Dal cobalto al litio, passando per piombo e zinco. Poi naturalmente petrolio, gas e carbone. Ma anche cereali, latte, uova e zucchero. Anche il gelato sarà più salato quest’anno a causa del perdurare del conflitto in Ucraina e del rincaro sui prezzi delle materie prime. Dopo decenni di disinteresse il problema dell’approvvigionamento di questi beni è tornato centrale. Sul fronte economico preoccupa l’inflazione ma anche l’alto rischio di fornitura.
Le materie prime e la volatilità del mercato
Il mercato delle materie prime è da sempre caratterizzato da un’elevata volatilità per cui sono responsabili diversi fattori. L’offerta e la domanda di una commodity, i movimenti delle valute, la situazione geopolitica, le politiche governative e la crescita economica. Ma anche la posizione geologica e i costi di trasporto. Ad esempio, le petroliere durante i periodi di eccesso di offerta raddoppiano le strutture di stoccaggio.
Alcuni di questi fattori, come le politiche del governo, possono essere prevedibili. Su altri, come l’influenza di Madre Natura, è difficile fare previsioni. Un trading ad alto rischio insomma. Per questo quando si parla di materie prime è importante utilizzare strategie di gestione del rischio e scegliere fornitori affidabili.
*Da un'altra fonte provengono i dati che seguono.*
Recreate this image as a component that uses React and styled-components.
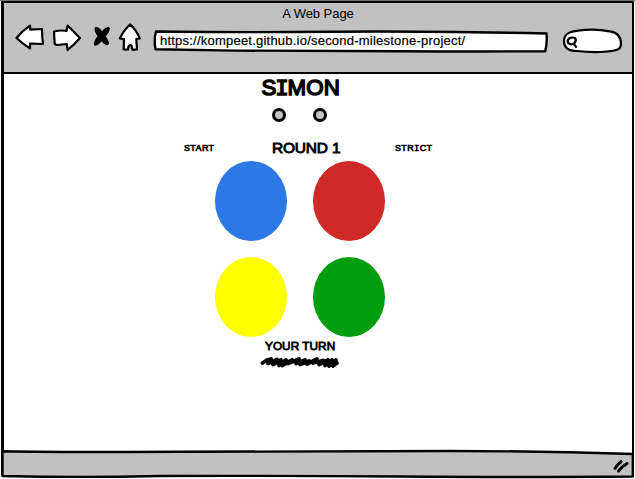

Per affrontare i pericoli lungo le supply chain delle materie prime critiche per l’industria militare e le tecnologie rinnovabili, gli Stati Uniti hanno iniziato a guardare con grande interesse a nuove partnership con i Paesi tradizionalmente alleati, tra cui Australia, Canada e Gran Bretagna. In Europa invece, il conflitto ucraino e il contesto di crescente competizione tra grandi potenze, hanno catalizzato una rinnovata attenzione sulle dipendenze da paesi autoritari.
Per questo sembra sempre più urgente la necessità di riscrivere la geografia della globalizzazione, attraverso un approccio che premi affidabilità, trasparenza, standard condivisi e obiettivi politico-sociali concordati.